This celebrated Essay was first published at the close of 1668; and the writing of it, Dryden tells us, in a dedication, many years afterwards, to the Earl of Dorset, "served as an amusement to me in the country, when the violence of the last plague had driven me from the town. Seeing, then, our theatres shut up, I was engaged in these kind of thoughts with the same delight with which men think upon their absent mistresses." It is in the form of dialogue; under the feigned appellations of Lisideius, Crites, Eugenius, and Neander, the speakers are Sir Charles Sedley, Sir Robert Howard, Lord Buckhurst, and Dryden. Nothing can exceed the grace with which the dialogue is conducted — the choice of scene is most happy — and the description of it in the highest degree striking and poetical.

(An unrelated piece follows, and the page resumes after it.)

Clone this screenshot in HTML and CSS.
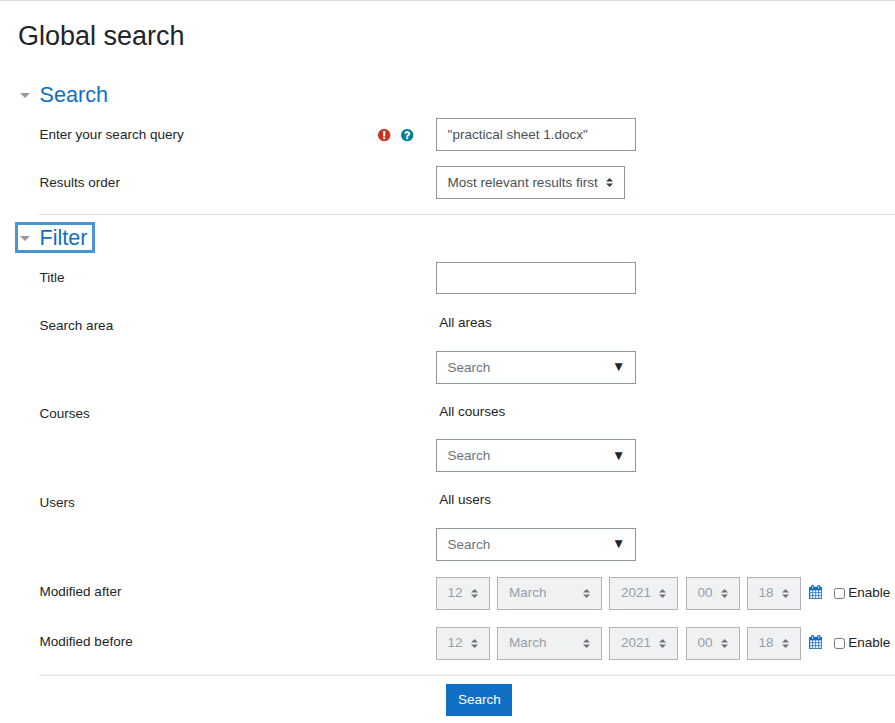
FILE: index.html
```html
<!DOCTYPE html>
<html lang="en">
<head>
<meta charset="utf-8">
<title>Global search</title>
<link rel="stylesheet" href="styles.css">
</head>
<body>
<svg class="sprite" aria-hidden="true">
  <symbol id="sort" viewBox="0 0 4 5"><path d="M2 0L0 2h4zm0 5L0 3h4z"/></symbol>
  <symbol id="calendar" viewBox="0 0 1664 1792"><path d="M128 1664h288v-288h-288v288zm352 0h320v-288h-320v288zm-352-352h288v-320h-288v320zm352 0h320v-320h-320v320zm-352-384h288v-288h-288v288zm736 736h320v-288h-320v288zm-384-736h320v-288h-320v288zm768 736h288v-288h-288v288zm-384-352h320v-320h-320v320zm-352-864v-288q0-13-9.500-22.500t-22.500-9.500h-64q-13 0-22.500 9.500t-9.500 22.500v288q0 13 9.500 22.500t22.500 9.500h64q13 0 22.500-9.500t9.500-22.500zm736 864h288v-320h-288v320zm-384-384h320v-288h-320v288zm384 0h288v-288h-288v288zm32-480v-288q0-13-9.500-22.500t-22.500-9.500h-64q-13 0-22.500 9.500t-9.500 22.500v288q0 13 9.500 22.500t22.500 9.500h64q13 0 22.500-9.500t9.500-22.500zm384-64v1280q0 52-38 90t-90 38h-1408q-52 0-90-38t-38-90v-1280q0-52 38-90t90-38h128v-96q0-66 47-113t113-47h64q66 0 113 47t47 113v96h384v-96q0-66 47-113t113-47h64q66 0 113 47t47 113v96h128q52 0 90 38t38 90z"/></symbol>
</svg>
<main class="page">
  <h1>Global search</h1>
  <form>
    <section class="group">
      <h2 class="group-title"><a class="toggle">Search</a></h2>
      <div class="row">
        <label class="label">Enter your search query</label>
        <span class="addons">
          <svg class="icon required" viewBox="0 0 1792 1792"><path d="M896 128q209 0 385.500 103t279.500 279.500 103 385.500-103 385.500-279.500 279.500-385.500 103-385.500-103-279.500-279.500-103-385.500 103-385.500 279.500-279.500 385.500-103zm128 1247v-190q0-14-9-23.500t-22-9.500h-192q-13 0-23 10t-10 23v190q0 13 10 23t23 10h192q13 0 22-9.500t9-23.500zm-2-344l18-621q0-12-10-18-10-8-24-8h-220q-14 0-24 8-10 6-10 18l17 621q0 10 10 17.500t24 7.500h185q14 0 23.500-7.500t10.500-17.500z"/></svg>
          <svg class="icon help" viewBox="0 0 1792 1792"><path d="M1024 1376v-192q0-14-9-23t-23-9h-192q-14 0-23 9t-9 23v192q0 14 9 23t23 9h192q14 0 23-9t9-23zm256-672q0-88-55.500-163t-138.500-116-170-41q-243 0-371 213-15 24 8 42l132 100q7 6 19 6 16 0 25-12 53-68 86-92 34-24 86-24 48 0 85.500 26t37.500 59q0 38-20 61t-68 45q-63 28-115.500 86.500t-52.500 125.500v36q0 14 9 23t23 9h192q14 0 23-9t9-23q0-19 21.500-49.500t54.500-49.500q32-18 49-28.500t46-35 44.500-48 28-60.500 12.500-81zm384 192q0 209-103 385.500t-279.500 279.500-385.500 103-385.500-103-279.500-279.500-103-385.500 103-385.500 279.500-279.500 385.500-103 385.500 103 279.500 279.500 103 385.500z"/></svg>
        </span>
        <div class="field"><input class="control" type="text" value='"practical sheet 1.docx"'></div>
      </div>
      <div class="row">
        <label class="label">Results order</label>
        <div class="field"><div class="select order"><span>Most relevant results first</span><svg><use href="#sort"/></svg></div></div>
      </div>
    </section>
    <section class="group filter">
      <h2 class="group-title"><a class="toggle focused">Filter</a></h2>
      <div class="row title-row">
        <label class="label">Title</label>
        <div class="field"><input class="control" type="text"></div>
      </div>
      <div class="row picker areas">
        <label class="label">Search area</label>
        <div class="field"><div class="selection">All areas</div><div class="combo"><input class="control" type="text" placeholder="Search"><span class="arrow">▼</span></div></div>
      </div>
      <div class="row picker courses">
        <label class="label">Courses</label>
        <div class="field"><div class="selection">All courses</div><div class="combo"><input class="control" type="text" placeholder="Search"><span class="arrow">▼</span></div></div>
      </div>
      <div class="row picker users">
        <label class="label">Users</label>
        <div class="field"><div class="selection">All users</div><div class="combo"><input class="control" type="text" placeholder="Search"><span class="arrow">▼</span></div></div>
      </div>
      <div class="row date">
        <label class="label">Modified after</label>
        <div class="field dates">
          <div class="select disabled"><span>12</span><svg><use href="#sort"/></svg></div>
          <div class="select disabled month"><span>March</span><svg><use href="#sort"/></svg></div>
          <div class="select disabled year"><span>2021</span><svg><use href="#sort"/></svg></div>
          <div class="select disabled"><span>00</span><svg><use href="#sort"/></svg></div>
          <div class="select disabled"><span>18</span><svg><use href="#sort"/></svg></div>
          <svg class="calendar"><use href="#calendar"/></svg>
          <label class="enable"><input type="checkbox">Enable</label>
        </div>
      </div>
      <div class="row date">
        <label class="label">Modified before</label>
        <div class="field dates">
          <div class="select disabled"><span>12</span><svg><use href="#sort"/></svg></div>
          <div class="select disabled month"><span>March</span><svg><use href="#sort"/></svg></div>
          <div class="select disabled year"><span>2021</span><svg><use href="#sort"/></svg></div>
          <div class="select disabled"><span>00</span><svg><use href="#sort"/></svg></div>
          <div class="select disabled"><span>18</span><svg><use href="#sort"/></svg></div>
          <svg class="calendar"><use href="#calendar"/></svg>
          <label class="enable"><input type="checkbox">Enable</label>
        </div>
      </div>
    </section>
    <div class="actions"><button class="submit" type="button">Search</button></div>
  </form>
</main>
</body>
</html>
```
FILE: styles.css
```css
* { box-sizing: border-box; }
body {
  margin: 0;
  background: #fff;
  color: #212529;
  font: 13.5px/20px "Liberation Sans", Arial, sans-serif;
  overflow: hidden;
}
.sprite { display: none; }
.page { border-top: 1px solid #dcdcdc; }
h1 {
  margin: 0;
  padding: 18px 0 0 17.9px;
  height: 79px;
  font-size: 27px;
  font-weight: 400;
  line-height: 34px;
}
.group {
  margin-left: 39px;
  height: 135px;
  border-bottom: 1px solid #dee2e6;
}
.filter { height: 461px; }
.group-title {
  margin: 0 0 11px -21px;
  padding-top: 2px;
  height: 27px;
  font-size: 21.6px;
  font-weight: 400;
  line-height: 25px;
}
.toggle {
  display: flex;
  align-items: center;
  width: fit-content;
  height: 25px;
  color: #0f6fc5;
}
.toggle::before {
  content: "";
  width: 0;
  margin: 1px 9.4px 0 2.2px;
  border: 5.4px solid transparent;
  border-top: 5.4px solid #999;
  border-bottom: 0;
}
.filter .group-title { padding-top: 10px; margin-bottom: 20px; }
.focused {
  width: 74px;
  outline: 3px solid #4a95d6;
}
.row {
  display: grid;
  grid-template-columns: 339px 58px 1fr;
  align-items: start;
  height: 33px;
  margin-bottom: 15px;
}
.label { padding: 7px 0 0 0.6px; }
.field { grid-column: 3; }
.addons {
  display: flex;
  gap: 8.6px;
  padding-top: 9.6px;
  margin-left: -1.2px;
}
.icon { width: 14.4px; height: 14.4px; }
.required { fill: #ca3120; }
.help { fill: #008196; }
.control {
  display: block;
  width: 200px;
  height: 33px;
  margin: 0;
  padding: 0 10.6px;
  border: 1px solid #8f959e;
  border-radius: 0;
  background: #fff;
  color: #495057;
  font: inherit;
}
.control::placeholder { color: #6c757d; opacity: 1; }
.select {
  display: flex;
  align-items: center;
  justify-content: space-between;
  width: 54px;
  height: 33px;
  padding: 0 11px 0 10.6px;
  border: 1px solid #8f959e;
  background: #fff;
  color: #495057;
  white-space: nowrap;
}
.select svg { width: 7.2px; height: 9px; fill: #343a40; }
.order { width: 189px; }
.title-row { margin-bottom: 14px; }
.title-row .label { padding-top: 6px; }
.title-row .control { height: 32px; }
.picker { height: 75px; margin-bottom: 13px; }
.courses { margin-bottom: 14px; }
.users { margin-bottom: 16px; }
.selection { height: 42px; padding: 4px 0 0 3.2px; }
.courses .selection { padding-top: 5px; }
.combo { position: relative; width: 200px; }
.arrow { position: absolute; left: 176px; top: 6px; }
.courses .arrow { top: 7px; }
.date { margin-bottom: 17px; }
.date .label { padding-top: 5px; }
.dates { display: flex; gap: 7px; }
.disabled { background: #e9ecef; color: #6c757d; opacity: .7; }
.disabled span { margin-top: -2px; }
.month, .year { padding-left: 11px; }
.month { width: 105px; }
.year { width: 69px; margin-right: 1px; }
.calendar {
  width: 13.4px;
  height: 14.4px;
  margin: 7.6px 0 0 1px;
  fill: #0f6fc5;
  stroke: #0f6fc5;
  stroke-width: 30px;
}
.enable { display: flex; align-items: center; height: 31px; margin-left: 4.6px; }
.enable input { width: 11px; height: 11px; margin: 2px 3.2px 0 0; }
.actions { padding: 8px 0 0 446px; }
.submit {
  display: block;
  width: 66px;
  height: 32px;
  padding: 0 0 0 0.6px;
  border: 0;
  background: #0f6fc5;
  color: #fff;
  font: inherit;
}
```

"It was that memorable day, in the first summer of the late war, when our navy engaged the Dutch; a day wherein the two most mighty and best appointed fleets which any age had ever seen, disputed the command of the greater half of the globe, the commerce of nations, and the riches of the universe. While these vast floating bodies, on either side, moved against each other in parallel lines, and our countrymen, under the happy conduct of his Royal Highness, went breaking, little by little, into the line of the enemies, the noise of the cannon from both navies reached our ears about the city; so that all men being alarmed with it, and in a dreadful suspense of the event which they knew was then deciding, every one went following the sound as his fancy led him; and leaving the town almost empty, some took towards the Park, some cross the river, some down it, all seeking the noise in the depth of silence.
"Amongst the rest, it was the fortune of Eugenius, Crites, Lisideius, and Neander, to be in company together, three of them persons whom their wit and quality have made known to all the town, and whom I have chose to hide under these borrowed names, that they may not suffer by so ill a narration as I am going to make of their discourse.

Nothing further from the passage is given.